Martin Jacobson - Landscapes: Stockholm

15 May - 19 June 2014
Overview

We proudly present Martin Jacobson’s third exhibition at Andréhn-Schiptjenko. 

 

Martin Jacobson’s most recent watercolours and oil paintings depict landscapes in an almost unreal range of colours. The starting point is images found on the ”scrap heap” of art history. Jacobson collects images at flea markets, second hand bookshops and on the internet. He looks for archetypical motifs and themes such as sunsets, moonlight, forests, water, skies and roads. Interpreting the originals is a way for Martin Jacobson to create an image that is both new and old, familiar and unknown. It is an attempt to repair the gap that time and space have created between the present time and the found image. In the works in the exhibition, Jacobson has more particularly focused on light and colour phenomena, which he feels correspond to the human condition. The sunset reminds us of time passing by and the dancing flecks of flight of the movement of all things.

 

Through painting, I want to give myself a push over the threshold. I try to create images, which I cannot imagine and can only appear through painting. I begin with an idea. After a while I must abandon the original idea and follow the will of the image. I feel I have succeeded when the image has taken me to a previously unknown place, without me getting lost on the way. Every image is a step of the way, a fragment of a larger image. The impetus for depiction is that it is a way for me to create a link between the depicted and myself.
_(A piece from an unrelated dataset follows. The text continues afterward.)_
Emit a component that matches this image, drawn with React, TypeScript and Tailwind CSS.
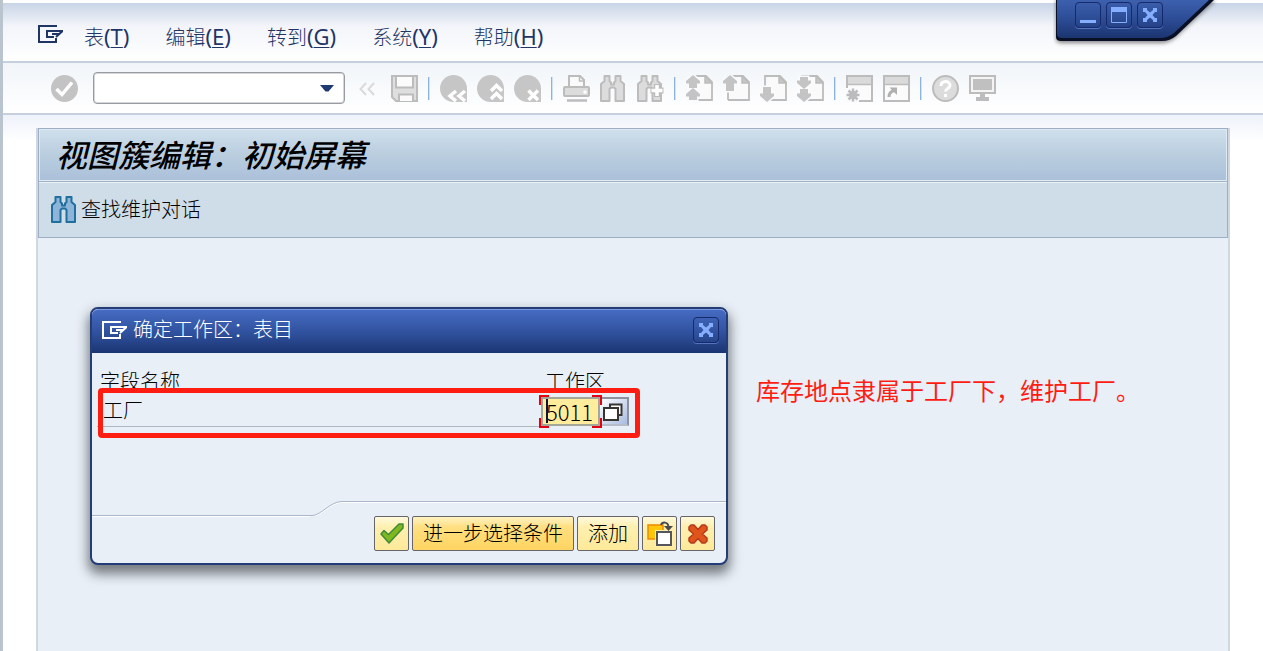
import type { ReactNode } from "react";

const menus = [
  { label: "表", hotkey: "T" },
  { label: "编辑", hotkey: "E" },
  { label: "转到", hotkey: "G" },
  { label: "系统", hotkey: "Y" },
  { label: "帮助", hotkey: "H" },
];

function MenuIcon() {
  return (
    <svg width="25" height="18" viewBox="0 0 25 18" fill="none" stroke="currentColor" strokeWidth="2">
      <path d="M18 2V1H1v16h17v-4" />
      <path d="M25 6H9v6h7M24.500 6L18 12M14 9h7" />
    </svg>
  );
}

function ToolIcon({ children }: { children: ReactNode }) {
  return (
    <svg width="27" height="27" viewBox="0 0 27 27" fill="none" stroke="#bcbcbc" strokeWidth="2">
      {children}
    </svg>
  );
}

const binoculars =
  "M4.500 1h5v5l1.500 1.500v2h3v-2L15.500 6V1h5v5L24 9v17h-8.500V14L14 12.500h-3L9.500 14v12H1V9l3.500-3z";
const page = "M9 1h11l6 6v18H5";

function Binoculars({ fill, stroke }: { fill: string; stroke: string }) {
  return <path d={binoculars} fill={fill} stroke={stroke} strokeWidth="2" strokeLinejoin="round" />;
}

function CheckCircle() {
  return (
    <ToolIcon>
      <circle cx="13.500" cy="13.500" r="13.500" fill="#c3c3c3" stroke="none" />
      <path d="M5.500 14l5.500 5.500L21 7.500" stroke="#fff" strokeWidth="3.500" />
    </ToolIcon>
  );
}

function Floppy() {
  return (
    <ToolIcon>
      <path d="M1 1h25v25H5l-4-4z" fill="#dedede" />
      <path d="M5 1h17v11.500H5zM8 26v-6.500h14V26" fill="#fbfbfb" />
    </ToolIcon>
  );
}

function NavCircle({ glyph }: { glyph: string }) {
  return (
    <ToolIcon>
      <path d="M13.500 0a13.500 13.500 0 0 1 13.500 13.500V27H13.500a13.500 13.500 0 0 1 0-27z" fill="#c6c6c6" stroke="none" />
      <path d={glyph} stroke="#fff" strokeWidth="3.500" />
    </ToolIcon>
  );
}

function Printer() {
  return (
    <ToolIcon>
      <path d="M6 12V1h11l4 4v7" fill="#fafafa" />
      <path d="M16.500 1v5H21" strokeWidth="1.500" />
      <rect x="1" y="12" width="25" height="9" rx="1" fill="#dcdcdc" />
      <circle cx="22" cy="17" r="1.800" fill="#fff" stroke="none" />
      <path d="M4 25.500h20" strokeWidth="2.500" />
    </ToolIcon>
  );
}

function PageIcon({ arrow }: { arrow: string }) {
  return (
    <ToolIcon>
      <path d={page} fill="#fafafa" strokeWidth="1.800" />
      <path d="M5 25V1h7" strokeWidth="1.800" />
      <path d="M19 1v7h7z" fill="#c6c6c6" strokeWidth="1.500" />
      <path d={arrow} fill="#fafbfd" stroke="#fafbfd" strokeWidth="3" />
      <path d={arrow} fill="#c4c4c4" stroke="none" />
    </ToolIcon>
  );
}

function SessionIcon({ children }: { children: ReactNode }) {
  return (
    <ToolIcon>
      <path d="M1 1h25v25H1z" fill="#fbfbfb" />
      <path d="M2 2h23v7H2z" fill="#dadada" stroke="none" />
      <path d="M1 9.500h25" strokeWidth="1.500" />
      {children}
    </ToolIcon>
  );
}

const toolGroups = [
  [
    { name: "返回", icon: <NavCircle glyph="M16 16l-6 5 6 5M25 16l-6 5 6 5" /> },
    { name: "退出", icon: <NavCircle glyph="M14 16l5.500-5.500L25 16M14 24l5.500-5.500L25 24" /> },
    { name: "取消", icon: <NavCircle glyph="M14.500 15.500l9.500 9.500M24 15.500L14.500 25" /> },
  ],
  [
    { name: "打印", icon: <Printer /> },
    { name: "查找", icon: <ToolIcon><Binoculars fill="#dcdcdc" stroke="#bcbcbc" /></ToolIcon> },
    {
      name: "继续查找",
      icon: (
        <ToolIcon>
          <Binoculars fill="#dcdcdc" stroke="#bcbcbc" />
          <path d="M20 9v13M13.500 15.500h13" strokeWidth="6" />
          <path d="M20 10v11M14.500 15.500h11" stroke="#fff" strokeWidth="3.500" />
        </ToolIcon>
      ),
    },
  ],
  [
    {
      name: "第一页",
      icon: <PageIcon arrow="M7 0l7 6v2.500h-3V13H3V8.500H0V6zM7 13l7 6v2.500h-3V25H3v-3.500H0V19z" />,
    },
    { name: "上一页", icon: <PageIcon arrow="M7 0l7 6v2.500h-3V16H3V8.500H0V6z" /> },
    { name: "下一页", icon: <PageIcon arrow="M7 27l7-6v-2.500h-3V12H3v6.500H0V21z" /> },
    {
      name: "最后一页",
      icon: <PageIcon arrow="M7 14l7-6V5.500h-3V2H3v3.500H0V8zM7 27l7-6v-2.500h-3V14H3v4.500H0V21z" />,
    },
  ],
  [
    {
      name: "新建会话",
      icon: (
        <SessionIcon>
          <path d="M-1 13h14v15H-1z" fill="#fafbfd" stroke="none" />
          <path d="M7 13.500v13M.5 20h13M2.500 15.500l9 9M11.500 15.500l-9 9" strokeWidth="2.500" />
          <circle cx="7" cy="20" r="4" fill="#bcbcbc" stroke="none" />
        </SessionIcon>
      ),
    },
    {
      name: "创建快捷方式",
      icon: (
        <SessionIcon>
          <path d="M6 22c0-4 2-6 6-6.500" strokeWidth="3" stroke="#b0b0b0" />
          <path d="M6.500 12.500H14V20z" fill="#b0b0b0" stroke="none" />
        </SessionIcon>
      ),
    },
  ],
  [
    {
      name: "帮助",
      icon: (
        <ToolIcon>
          <circle cx="13.500" cy="13.500" r="12.500" fill="#dcdcdc" />
          <path d="M9 11c0-3.500 2-4.500 4.500-4.500S18 8 18 10.500c0 3-4.500 3-4.500 6" stroke="#fff" strokeWidth="3" />
          <path d="M12 19h3v3h-3z" fill="#fff" stroke="none" />
        </ToolIcon>
      ),
    },
    {
      name: "定制本地布局",
      icon: (
        <ToolIcon>
          <path d="M1 1h25v17H1z" fill="#f4f4f4" />
          <path d="M4 4h19v11H4z" fill="#c0c0c0" stroke="none" />
          <path d="M11 19h5v3h4v4H7v-4h4z" fill="#bcbcbc" stroke="none" />
        </ToolIcon>
      ),
    },
  ],
];

function ToolButton({ name, children }: { name: string; children: ReactNode }) {
  return (
    <button type="button" aria-label={name} className="size-[27px] shrink-0">
      {children}
    </button>
  );
}

function Separator() {
  return <span className="h-[23px] w-0.5 shrink-0 border-l border-[#8fb4dc] bg-[#cfe2f4]" />;
}

function ControlButton({ name, children }: { name: string; children: ReactNode }) {
  return (
    <button
      type="button"
      aria-label={name}
      className="size-[26px] shrink-0 rounded-sm border border-[#16296a] shadow-[0_1px_0_#5474c0]"
    >
      <svg width="24" height="24" viewBox="0 0 24 24" fill="none" stroke="#86aeff">
        {children}
      </svg>
    </button>
  );
}

function CloseGlyph() {
  return (
    <path
      d="M5 5h4v2l3 2.500L15 7V5h4v4h-2l-2.500 3L17 15h2v4h-4v-2l-3-2.500L9 17v2H5v-4h2l2.500-3L7 9H5z"
      fill="#86aeff"
      stroke="none"
    />
  );
}

function WindowControls() {
  return (
    <div className="absolute top-0 right-[45px]">
      <svg width="165" height="48" viewBox="0 0 165 48" className="block">
        <defs>
          <linearGradient id="tab" x1="0" y1="0" x2="0" y2="1">
            <stop offset="0" stopColor="#3d60ae" />
            <stop offset="0.500" stopColor="#2c4c95" />
            <stop offset="1" stopColor="#1b3570" />
          </linearGradient>
          <filter id="soft" x="-10%" y="-10%" width="120%" height="130%">
            <feGaussianBlur stdDeviation="2" />
          </filter>
        </defs>
        <path d="M3 0v38q0 5 5 5h100q8 0 15-6l38-35V0z" fill="#555" opacity="0.700" filter="url(#soft)" />
        <path d="M3 0v37q0 4 5 4h101q8 0 14-5l38-36z" fill="#090f24" />
        <path d="M4 0v34q0 4 5 4h98q8 0 14-5L156 0z" fill="url(#tab)" />
      </svg>
      <div className="absolute top-0.5 left-[22px] flex gap-[5px]">
        <ControlButton name="最小化">
          <path d="M4 18.500h16" strokeWidth="3" />
        </ControlButton>
        <ControlButton name="最大化">
          <path d="M4.500 5v14.500h15V5" />
          <path d="M4 6.500h16" strokeWidth="5" />
        </ControlButton>
        <ControlButton name="关闭">
          <CloseGlyph />
        </ControlButton>
      </div>
    </div>
  );
}

function MenuBar() {
  return (
    <nav className="flex h-[58px] items-center gap-[36px] bg-linear-to-b from-[#c8d4e6] via-[#f3f5fa] via-40% to-white pt-2.5 pl-[35px] text-xl text-[#1f3566]">
      <div className="flex items-center gap-[21px]">
        <button type="button" aria-label="系统菜单" className="mb-1.5">
          <MenuIcon />
        </button>
        <MenuItem {...menus[0]} />
      </div>
      {menus.slice(1).map((menu) => (
        <MenuItem key={menu.hotkey} {...menu} />
      ))}
    </nav>
  );
}

function MenuItem({ label, hotkey }: { label: string; hotkey: string }) {
  return (
    <button type="button" className="leading-7 whitespace-nowrap">
      <span className="font-light">{label}</span>
      <span className="font-['Noto_Sans'] text-[22px]">
        (<span className="underline decoration-1 underline-offset-2">{hotkey}</span>)
      </span>
    </button>
  );
}

function Toolbar() {
  return (
    <div className="flex h-[54px] items-center gap-[10px] border-y-2 border-[#c6cfdd] bg-linear-to-b from-[#f1f5f9] to-white pl-12">
      <ToolButton name="回车">
        <CheckCircle />
      </ToolButton>
      <div className="ml-[5px] flex h-8 w-[252px] shrink-0 rounded-sm border border-[#989ba0] bg-white shadow-[inset_0_0_0_1px_#d4d6d9]">
        <input aria-label="命令" className="min-w-0 flex-1 px-1 text-xl outline-none" />
        <button type="button" aria-label="历史命令" className="w-8 pl-2">
          <svg width="14" height="7" viewBox="0 0 14 7">
            <path d="M0 0h14L8.500 6.500h-3z" fill="#1f3a73" />
          </svg>
        </button>
      </div>
      <div className="-ml-px flex items-center gap-[10px]">
        <ToolButton name="收起">
          <ToolIcon>
            <path d="M12 8l-5.500 6 5.500 6M20 8l-5.500 6 5.500 6" stroke="#dadada" />
          </ToolIcon>
        </ToolButton>
        <ToolButton name="保存">
          <Floppy />
        </ToolButton>
        {toolGroups.map((group, i) => (
          <div key={i} className="flex items-center gap-[10px]">
            <Separator />
            {group.map((tool) => (
              <ToolButton key={tool.name} name={tool.name}>
                {tool.icon}
              </ToolButton>
            ))}
          </div>
        ))}
      </div>
    </div>
  );
}

function DialogButton({ name, children }: { name: string; children: ReactNode }) {
  return (
    <button
      type="button"
      aria-label={name}
      className="flex size-[35px] items-center justify-center rounded-xs border border-[#66656a] bg-linear-to-b from-[#fff9dc] via-[#fff0b0] via-30% to-[#ffe999]"
    >
      {children}
    </button>
  );
}

function FieldTable() {
  return (
    <div className="relative h-[148px] pt-[14px] pr-[97px] pl-[5px]">
      <table className="w-full table-fixed border-collapse text-xl text-black">
        <thead>
          <tr className="h-[30px] text-left leading-7 font-light">
            <th className="p-0 pl-[3px] font-light">字段名称</th>
            <th className="w-[88px] p-0 pl-1 font-light">工作区</th>
          </tr>
        </thead>
        <tbody>
          <tr className="h-[29px]">
            <td className="border-b border-[#aeb8c2] p-0 pl-[6px] leading-7 font-light">
              <label htmlFor="plant">工厂</label>
            </td>
            <td className="p-0">
              <div className="flex h-[29px]">
                <div className="relative w-[59px]">
                  <input
                    id="plant"
                    defaultValue="5011"
                    className="h-[29px] w-full border-2 border-[#a4a698] bg-[#ffec9c] pl-[3px] font-['Noto_Sans_CJK_SC'] text-[22px] font-light outline-none"
                  />
                  <span className="absolute top-[2px] left-[5px] h-6 w-0.5 bg-[#0b1340]" />
                  <svg width="63" height="33" viewBox="0 0 63 33" className="absolute -top-0.5 -left-0.5 max-w-none" fill="none" stroke="#e60012" strokeWidth="2">
                    <path d="M10 1H1v9M53 1h9v9M1 23v9h9M53 32h9v-9" />
                  </svg>
                </div>
                <button
                  type="button"
                  aria-label="搜索帮助"
                  className="w-[29px] border-2 border-l-0 border-[#8e929c] border-b-[#b7bccb] bg-linear-to-br from-white to-[#a9bce0] pl-[3px]"
                >
                  <svg width="20" height="18" viewBox="0 0 20 18" fill="#fff" stroke="#37352f" strokeWidth="2">
                    <path d="M7 5V1.500h11.500V12H15" />
                    <path d="M1 5h14v12H1z" />
                  </svg>
                </button>
              </div>
            </td>
          </tr>
        </tbody>
      </table>
      <div className="pointer-events-none absolute top-[35px] left-[6px] h-[50px] w-[542px] rounded-sm border-5 border-[#ff1d12]" />
    </div>
  );
}

function WorkAreaDialog() {
  return (
    <section
      role="dialog"
      aria-labelledby="dialog-title"
      className="absolute top-[179px] left-[52px] w-[638px] rounded-lg border-2 border-[#243c78] bg-[#e8eff7] shadow-[0_7px_12px_2px_rgba(40,45,50,0.600)]"
    >
      <header className="flex h-11 items-center gap-[6px] rounded-t-md border-t border-[#7d9bdc] bg-linear-to-b from-[#456bc2] via-[#2f509c] via-55% to-[#1b3572] pr-[7px] pb-1 pl-[10px] text-white">
        <MenuIcon />
        <h2 id="dialog-title" className="flex-1 text-xl leading-7 font-light">
          确定工作区：表目
        </h2>
        <ControlButton name="关闭对话框">
          <CloseGlyph />
        </ControlButton>
      </header>
      <FieldTable />
      <div className="flex h-[15px]">
        <span className="w-[218px] self-end border-b border-[#aab6ca] shadow-[0_1px_0_#fff]" />
        <svg width="36" height="15" viewBox="0 0 36 15" fill="none" className="shrink-0">
          <path d="M0 15.500h2c9 0 18-14 30-14h4" stroke="#fff" />
          <path d="M0 14.500h2c9 0 18-14 30-14h4" stroke="#aab6ca" />
        </svg>
        <span className="flex-1 border-t border-[#aab6ca] shadow-[inset_0_1px_0_#fff]" />
      </div>
      <footer className="flex justify-end gap-[3px] pr-[11px] pb-3">
        <DialogButton name="确认">
          <svg width="24" height="22" viewBox="0 0 24 22">
            <path d="M1 11l3-3.500 4.500 4L19 1h4v4L9 20z" fill="#7fb81e" stroke="#3f8a3c" strokeWidth="1.500" strokeLinejoin="round" />
          </svg>
        </DialogButton>
        <button
          type="button"
          className="h-[35px] w-[162px] rounded-xs border border-[#66656a] bg-linear-to-b from-[#fff3c4] via-[#ffdf80] via-30% to-[#ffd561] text-xl font-light text-black"
        >
          进一步选择条件
        </button>
        <button
          type="button"
          className="h-[35px] w-[62px] rounded-xs border border-[#66656a] bg-linear-to-b from-[#fff9dc] via-[#fff0b0] via-30% to-[#ffe999] text-xl font-light text-black"
        >
          添加
        </button>
        <DialogButton name="复制">
          <svg width="26" height="26" viewBox="0 0 26 26" fill="none">
            <path d="M1 4h15v14H1z" fill="#ffc60a" stroke="#ee8b00" strokeWidth="1.500" />
            <path d="M8 9h18v17H8z" fill="#fff0b0" />
            <path d="M10 11h14v13H10z" fill="#fff" stroke="#55555a" strokeWidth="2" />
            <path d="M14 4c1-3 7-4 7.500 2" stroke="#4a4a4e" strokeWidth="2" />
            <path d="M17 5h9l-4.500 5z" fill="#4a4a4e" />
          </svg>
        </DialogButton>
        <DialogButton name="取消对话框">
          <svg width="20" height="20" viewBox="0 0 20 20">
            <path
              d="M1 3l2-2h3l4 4.500L14 1h3l2 2v3l-4.500 4 4.500 4v3l-2 2h-3l-4-4.500L6 19H3l-2-2v-3l4.500-4L1 6z"
              fill="#e0561a"
              stroke="#b5391f"
              strokeWidth="1.500"
              strokeLinejoin="round"
            />
          </svg>
        </DialogButton>
      </footer>
    </section>
  );
}

export default function App() {
  return (
    <div className="relative flex min-h-screen flex-col overflow-hidden border-l-3 border-[#b9c4cf] bg-white pt-[3px] font-['Liberation_Sans','Noto_Sans_CJK_SC',sans-serif]">
      <MenuBar />
      <Toolbar />
      <div className="flex flex-1 flex-col bg-linear-to-b from-[#eef2fa] to-white to-5% pt-[13px] pr-[33px] pl-[33px]">
        <main className="relative flex flex-1 flex-col border-x-2 border-[#cfd7e3] bg-[#e8eff6]">
          <div className="border border-[#9dafc4]">
            <h1 className="flex h-[52px] items-center border border-[#e0eaf3] bg-linear-to-b from-[#cfdfec] via-[#bccfe0] via-45% to-[#abc1da] pt-1 pl-4 text-[31px] leading-10 font-medium text-black italic">
              视图簇编辑：初始屏幕
            </h1>
            <div className="flex h-[56px] items-center border-t border-[#a3b3c6] bg-[#cfdde8] pl-3 shadow-[inset_0_1px_0_#e9f1f7]">
              <button type="button" className="flex items-center gap-[3px] text-xl leading-7 font-light text-black">
                <svg width="27" height="27" viewBox="0 0 27 27">
                  <Binoculars fill="#8fb4d9" stroke="#1f6f9f" />
                </svg>
                查找维护对话
              </button>
            </div>
          </div>
          <WorkAreaDialog />
          <p className="absolute top-[246px] left-[718px] text-2xl leading-9 whitespace-nowrap text-[#ff1d12]">
            库存地点隶属于工厂下，维护工厂。
          </p>
        </main>
      </div>
      <WindowControls />
    </div>
  );
}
To give an abstract experience a concrete form.

- Martin Jacobson

 

Martin Jacobson (b. 1978) graduated from Malmö Art Academy in 2005. His solo exhibition Excursions at the Nordic Watercolour Museum in Skärhamn, Sweden, recently closed. His works have been shown in shows such as The Traveller’s Guide to the Other Side at La Conservera, Murcia, Spain, in the Danish pavilion at the Venice Biennale in 2009; in the exhibition The Collectors, curated by Elmgreen & Dragset, at the 17th Biennale of Sydney; in the exhibition The Beauty of Distance, curated by David Elliott, and Nordic Delight at the Institut Culturel Suèdois i Paris, curated by Sinziana Ravini.